Il aurait été intéressant de connaître mieux Friedrich pour tenter de le faire accoucher (au sens psychanalytique) de ce qui l’a poussé à imaginer une situation aussi inédite et cauchemardesque, dans laquelle une vieille femme retorse, flanquée de huit mariages et d’une fortune illimitée qu’elle n’a pas construite, vient chercher vengeance pour son lointain viol (dont le fruit est décédé) et de son abandon, auprès de gens dans un dénuement dont ils ne savent se tirer seuls.

Dessin de Jean-Denis Malclès, peintre, affichiste et décorateur de théâtre, pour les Ed. Gallimard
Quels comptes à régler nourrissait-il au plus profond de son inconscient ? La figure de la Mère est ici terriblement malmenée. Etait-ce une soupape intime ? Sans compter tous les autres symboles - comme le pasteur ; son père n'était-il pas pasteur ? - que l’on retrouve dans d' autres pièces. Si celle-ci fut à sa sortie le plus grand succès théâtral de Friedrich, ce n’est pas anodin. C’est que sous sa forme de fable, qui commence comme toute fable par installer un doux climat et créer un léger suspense, il nous fait une démonstration magistrale de la rouerie humaine, de “ l’obscurité douteuse du monde.” Son thème ici est particulièrement culotté et ce qu’il va chercher en chacun de nous - le pire - devrait nous interloquer, voire nous choquer et cependant, n’est pas fait pour nous déplaire.
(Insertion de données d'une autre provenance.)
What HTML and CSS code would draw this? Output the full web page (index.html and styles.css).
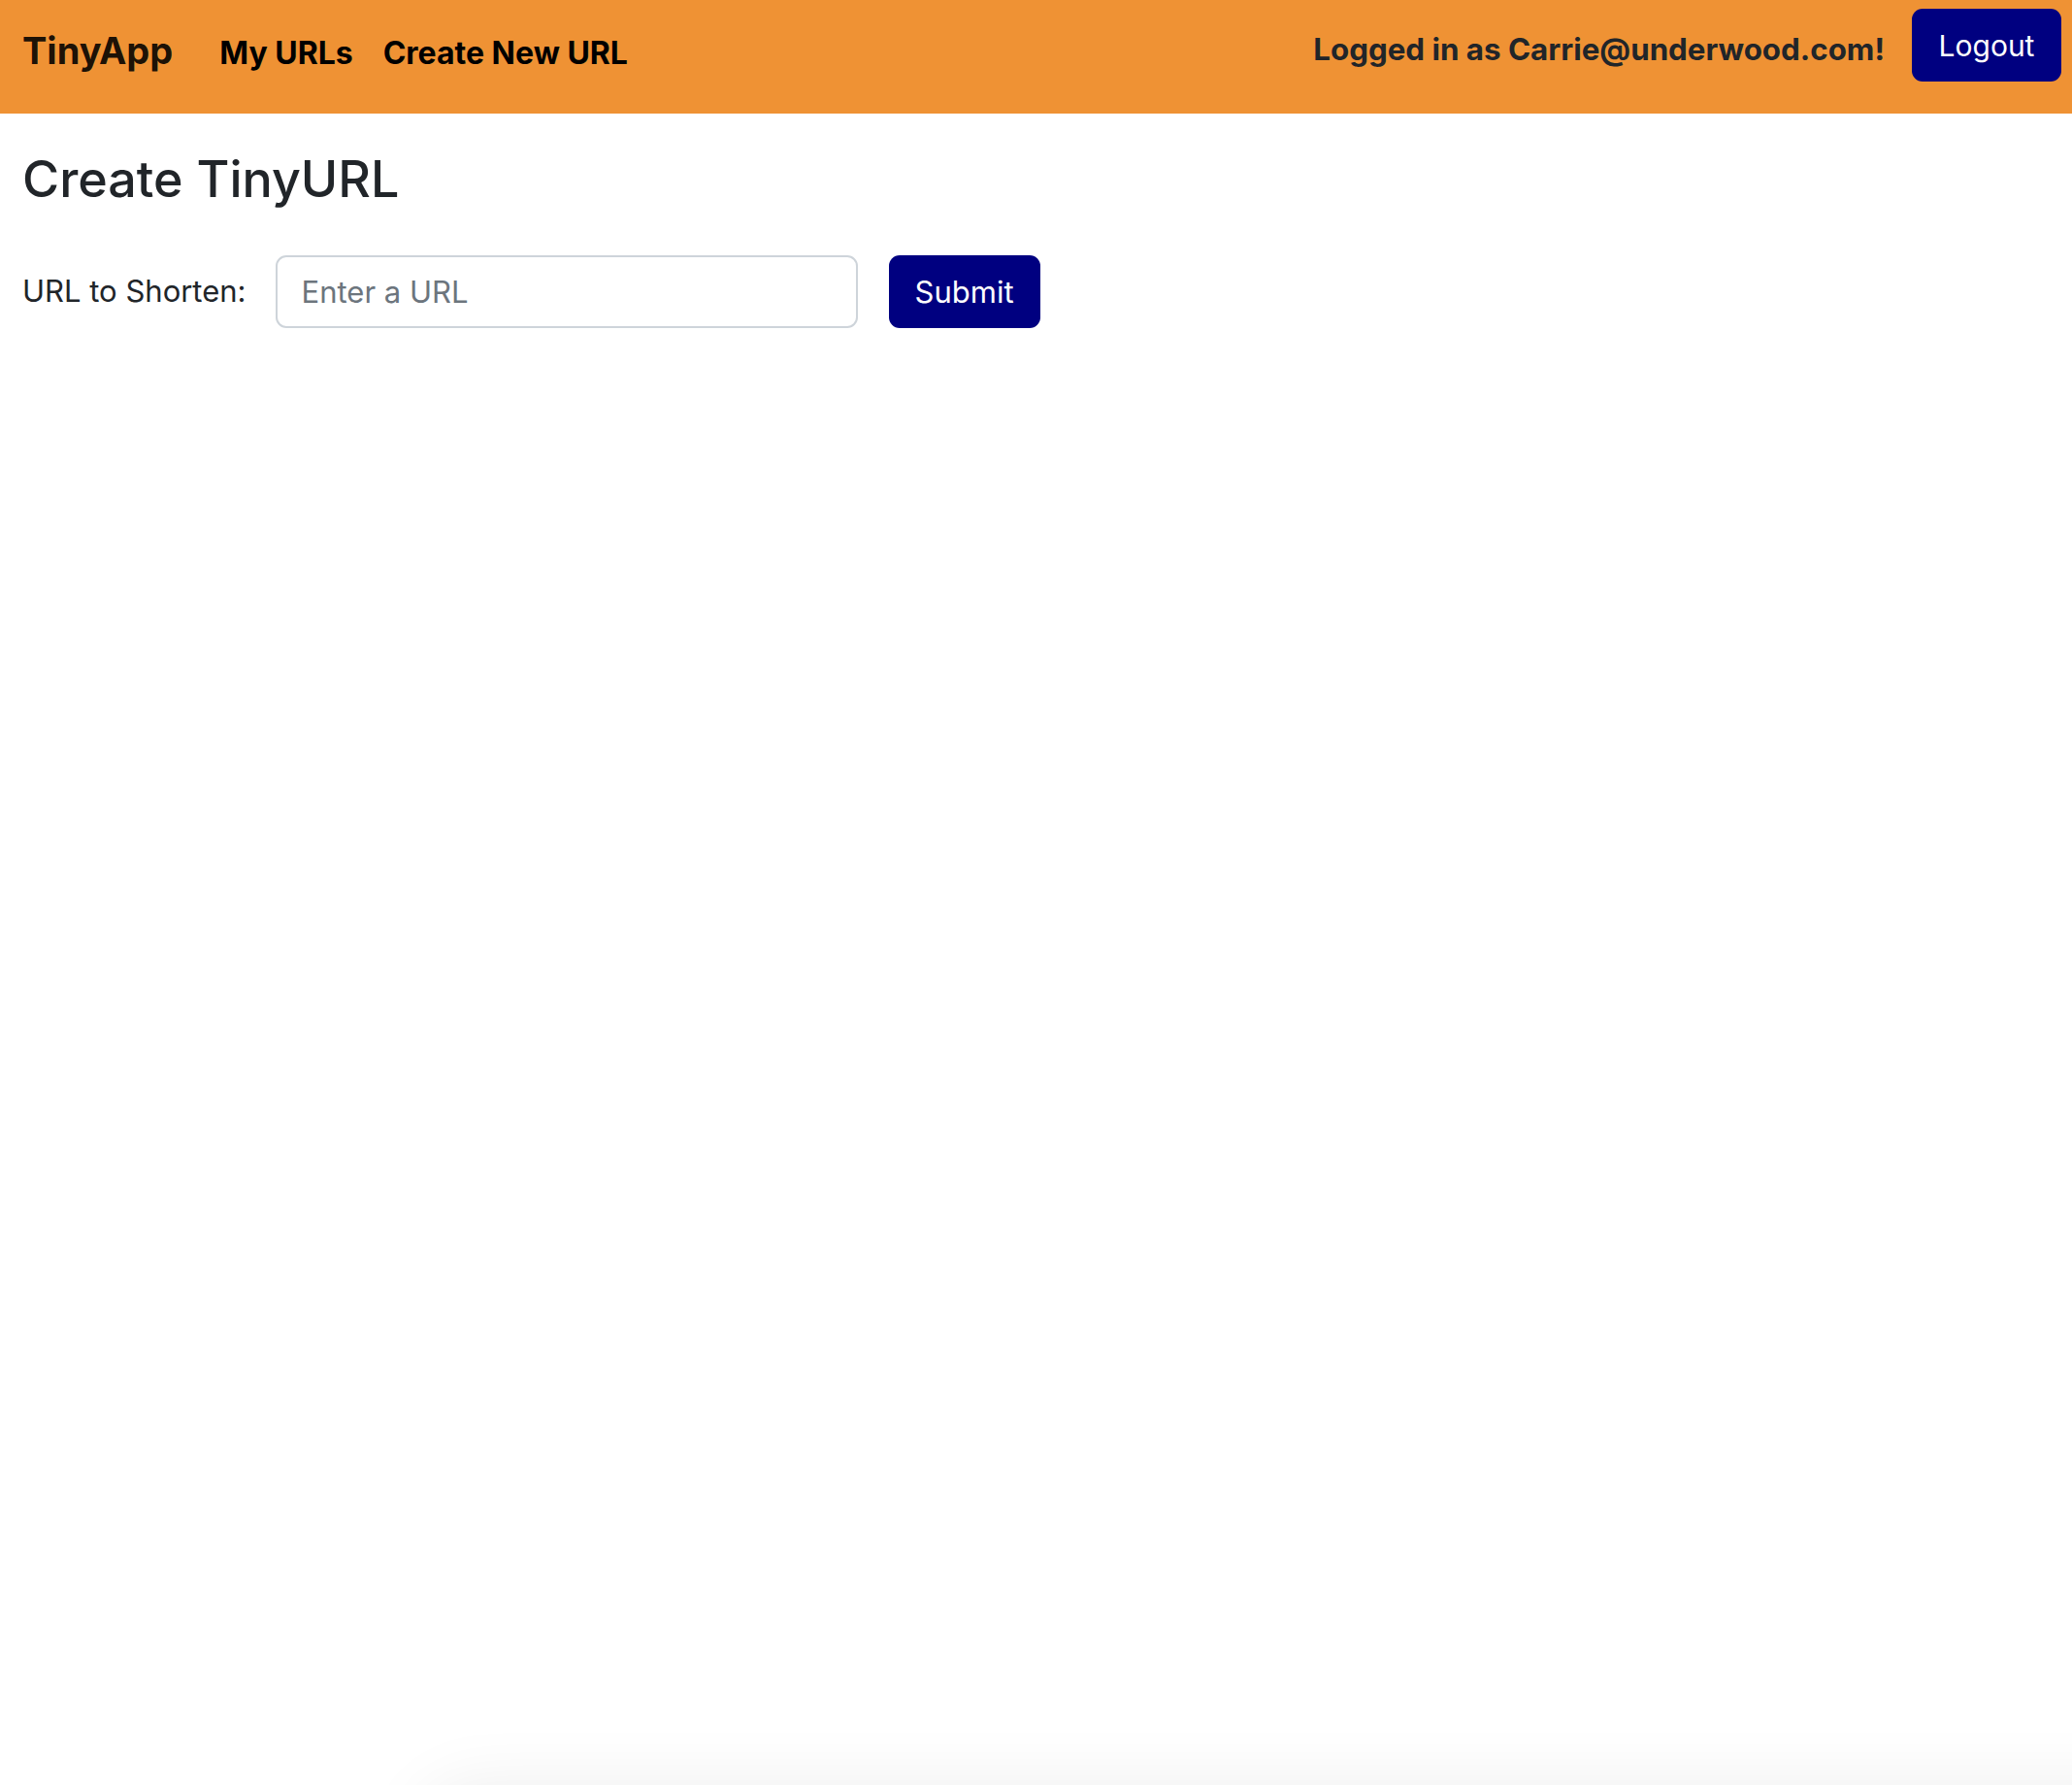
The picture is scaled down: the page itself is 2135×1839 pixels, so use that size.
FILE: index.html
```html
<!DOCTYPE html>
<html lang="en">
<head>
<meta charset="utf-8">
<title>TinyApp</title>
<link rel="stylesheet" href="styles.css">
</head>
<body>
<nav class="navbar">
  <a class="brand" href="#">TinyApp</a>
  <div class="nav-links">
    <a class="nav-link" href="#">My URLs</a>
    <a class="nav-link" href="#">Create New URL</a>
  </div>
  <span class="user">Logged in as Carrie@underwood.com!</span>
  <button class="btn logout" type="button">Logout</button>
</nav>
<main class="page">
  <h2 class="title">Create TinyURL</h2>
  <form class="url-form">
    <label class="label" for="longURL">URL to Shorten:</label>
    <input class="input" id="longURL" type="text" placeholder="Enter a URL">
    <button class="btn submit" type="submit">Submit</button>
  </form>
</main>
<div class="bottom-shadow"></div>
</body>
</html>
```
FILE: styles.css
```css
* { box-sizing: border-box; }
html, body { margin: 0; padding: 0; background: #fff; }
body {
  font-family: Inter, "Noto Sans", "Liberation Sans", sans-serif;
  font-size: 31px;
  line-height: 1.5;
  color: #212529;
  overflow: hidden;
  height: 1839px;
}
a { text-decoration: none; }

.navbar {
  display: flex;
  align-items: flex-start;
  height: 117px;
  background: #ef9234;
  padding: 0 11px 0 23px;
}
.brand {
  font-size: 38px;
  font-weight: 700;
  line-height: 57px;
  padding-top: 24px;
  color: rgba(0, 0, 0, 0.9);
  margin-right: 48px;
}
.nav-links {
  display: flex;
  gap: 31px;
  padding-top: 32px;
}
.nav-link {
  font-size: 32px;
  font-weight: 700;
  line-height: 46px;
  color: #000;
}
.user {
  margin-left: auto;
  margin-right: 28px;
  padding-top: 28px;
  font-size: 31.3px;
  font-weight: 700;
  line-height: 46px;
  color: #212529;
}
.btn {
  font-family: inherit;
  font-size: 30px;
  font-weight: 400;
  color: #fff;
  background: #000080;
  border: 0;
  border-radius: 11px;
  height: 75px;
  cursor: pointer;
}
.logout {
  margin-top: 9px;
  width: 154px;
}

.page {
  padding: 0 23px;
}
.title {
  font-size: 52px;
  font-weight: 500;
  line-height: 67px;
  margin: 34px 0 45px;
  color: #212529;
}
.url-form {
  display: flex;
  align-items: center;
}
.label {
  margin-right: 30px;
}
.input {
  width: 600px;
  height: 75px;
  border: 2px solid #ced4da;
  border-radius: 11px;
  padding: 0 25px;
  font-family: inherit;
  font-size: 31px;
  color: #212529;
  margin-right: 32px;
}
.input::placeholder { color: #6c757d; }
.submit {
  width: 156px;
  font-size: 31px;
}

.bottom-shadow {
  position: fixed;
  left: 430px;
  right: -120px;
  bottom: -120px;
  height: 120px;
  border-radius: 60px;
  box-shadow: 0 0 70px rgba(0, 0, 0, 0.07);
}
```
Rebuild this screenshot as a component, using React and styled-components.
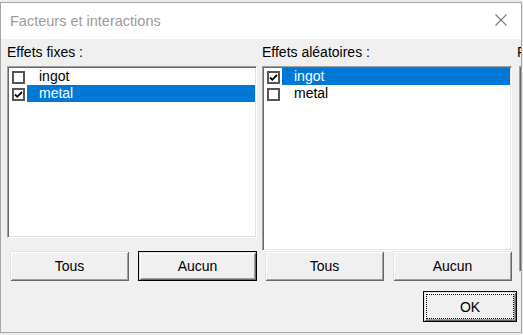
import React from "react";
import styled, { createGlobalStyle, css } from "styled-components";

const Global = createGlobalStyle`
  html, body { margin: 0; padding: 0; }
  body {
    background: #ececec;
    font-family: "Liberation Sans", Arial, sans-serif;
    width: 523px;
    height: 335px;
    overflow: hidden;
  }
  * { box-sizing: border-box; }
`;

const Page = styled.div`
  padding-top: 2px;
`;

const Window = styled.div`
  width: 522px;
  height: 331px;
  border: 1px solid #a6a6a6;
  display: flex;
  flex-direction: column;
  overflow: hidden;
  background: #f0f0f0;
`;

const TitleBar = styled.div`
  height: 36px;
  flex-shrink: 0;
  background: #ffffff;
  display: flex;
  align-items: center;
  justify-content: space-between;
  padding: 0 14px 1px 9px;
`;

const Title = styled.span`
  font-size: 14.5px;
  color: #9b9b9b;
`;

const CloseIcon = styled.svg`
  width: 12px;
  height: 12px;
  margin-bottom: 2px;
`;

const Body = styled.div`
  flex: 1;
  display: flex;
  flex-direction: column;
  padding-top: 5px;
`;

const Columns = styled.div`
  display: flex;
  gap: 5px;
  padding-left: 6px;
`;

const Column = styled.div`
  width: 250px;
  flex-shrink: 0;
  display: flex;
  flex-direction: column;
`;

const Label = styled.div`
  font-size: 14px;
  line-height: 17px;
  height: 17px;
  color: #000;
  white-space: nowrap;
  margin-bottom: 5px;
`;

const ListBox = styled.div`
  height: ${(p) => p.$h}px;
  margin-left: ${(p) => p.$offset || 0}px;
  background: #ffffff;
  border: 1px solid;
  border-color: #a0a0a0 #ffffff #ffffff #a0a0a0;
  box-shadow: inset 1px 1px 0 #696969, inset -1px -1px 0 #e3e3e3;
  padding: 1px;
  display: flex;
  flex-direction: column;
`;

const Row = styled.div`
  display: flex;
  height: 17px;
`;

const Check = styled.span`
  width: 13px;
  height: 13px;
  margin: 3px 0 0 3px;
  border: 2px solid #555555;
  background: #ffffff;
  flex-shrink: 0;
  display: flex;
`;

const ItemText = styled.span`
  flex: 1;
  margin-left: 2px;
  padding-left: 12px;
  font-size: 14px;
  line-height: 17px;
  color: ${(p) => (p.$selected ? "#ffffff" : "#000000")};
  background: ${(p) => (p.$selected ? "#0078d7" : "transparent")};
`;

const ButtonRow = styled.div`
  display: flex;
  gap: 9px;
  padding-left: 3px;
  margin-top: auto;
`;

const bevel = css`
  box-shadow: inset 1px 1px 0 #e3e3e3, inset -1px -1px 0 #696969,
    inset 2px 2px 0 #ffffff, inset -2px -2px 0 #a0a0a0;
`;

const Button = styled.button`
  width: 120px;
  height: 30px;
  background: #f0f0f0;
  font-family: "Liberation Sans", Arial, sans-serif;
  font-size: 14px;
  color: #000;
  padding: 0;
  border: ${(p) => (p.$default ? "1px solid #000000" : "none")};
  ${bevel}
  display: flex;
  align-items: center;
  justify-content: center;
`;

const Footer = styled.div`
  display: flex;
  justify-content: flex-end;
  padding-right: 4px;
  margin-top: 10px;
`;

const OkButton = styled.button`
  width: 94px;
  height: 31px;
  background: #f0f0f0;
  border: 1px solid #000000;
  ${bevel}
  padding: 2px;
  display: flex;
  font-family: "Liberation Sans", Arial, sans-serif;
  font-size: 14px;
  color: #000;
`;

const FocusRing = styled.span`
  flex: 1;
  border: 1px dotted #000000;
  display: flex;
  align-items: center;
  justify-content: center;
`;

const CheckMark = () => (
  <svg width="9" height="9" viewBox="0 0 9 9">
    <polyline points="1,4.5 3.3,6.8 8,2" fill="none" stroke="#000" strokeWidth="1.8" />
  </svg>
);

const Item = ({ checked, selected, children }) => (
  <Row>
    <Check>{checked && <CheckMark />}</Check>
    <ItemText $selected={selected}>{children}</ItemText>
  </Row>
);

export default function App() {
  return (
    <>
      <Global />
      <Page>
        <Window>
          <TitleBar>
            <Title>Facteurs et interactions</Title>
            <CloseIcon viewBox="0 0 12 12">
              <path d="M0.5 0.5 L11.5 11.5 M11.5 0.5 L0.5 11.5" stroke="#7a7a7a" strokeWidth="1.1" fill="none" />
            </CloseIcon>
          </TitleBar>
          <Body>
            <Columns>
              <Column>
                <Label>Effets fixes :</Label>
                <ListBox $h={172}>
                  <Item>ingot</Item>
                  <Item checked selected>metal</Item>
                </ListBox>
                <ButtonRow>
                  <Button>Tous</Button>
                  <Button $default>Aucun</Button>
                </ButtonRow>
              </Column>
              <Column>
                <Label>Effets aléatoires :</Label>
                <ListBox $h={185}>
                  <Item checked selected>ingot</Item>
                  <Item>metal</Item>
                </ListBox>
                <ButtonRow>
                  <Button>Tous</Button>
                  <Button>Aucun</Button>
                </ButtonRow>
              </Column>
              <Column>
                <Label>Facteurs :</Label>
                <ListBox $h={206} $offset={2} />
              </Column>
            </Columns>
            <Footer>
              <OkButton>
                <FocusRing>OK</FocusRing>
              </OkButton>
            </Footer>
          </Body>
        </Window>
      </Page>
    </>
  );
}
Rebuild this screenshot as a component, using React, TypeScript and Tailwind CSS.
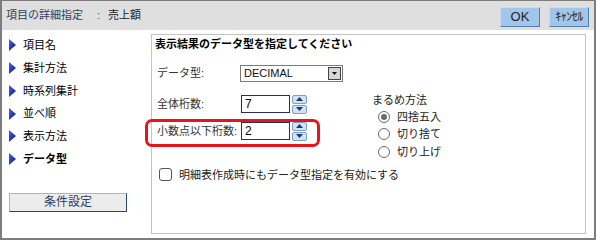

Même s’il dérange. Le théâtre est fait pour déranger, depuis la plus haute antiquité., encore plus quand il s'agit de tragi-comédie où tous les ressorts sont exploités.
C’est ce que firent Ionesco et Anouilh à la même époque, et plus tôt Strindberg, ou même G.B Shaw qui ont “modifié le rapport des spectateurs à la fiction" et qui furent aussi des rebelles Or, Friedrich sut à la fois mêler la cruauté sulfureuse au comique, et même au désopilant. Et c'est ce qui fit son génie.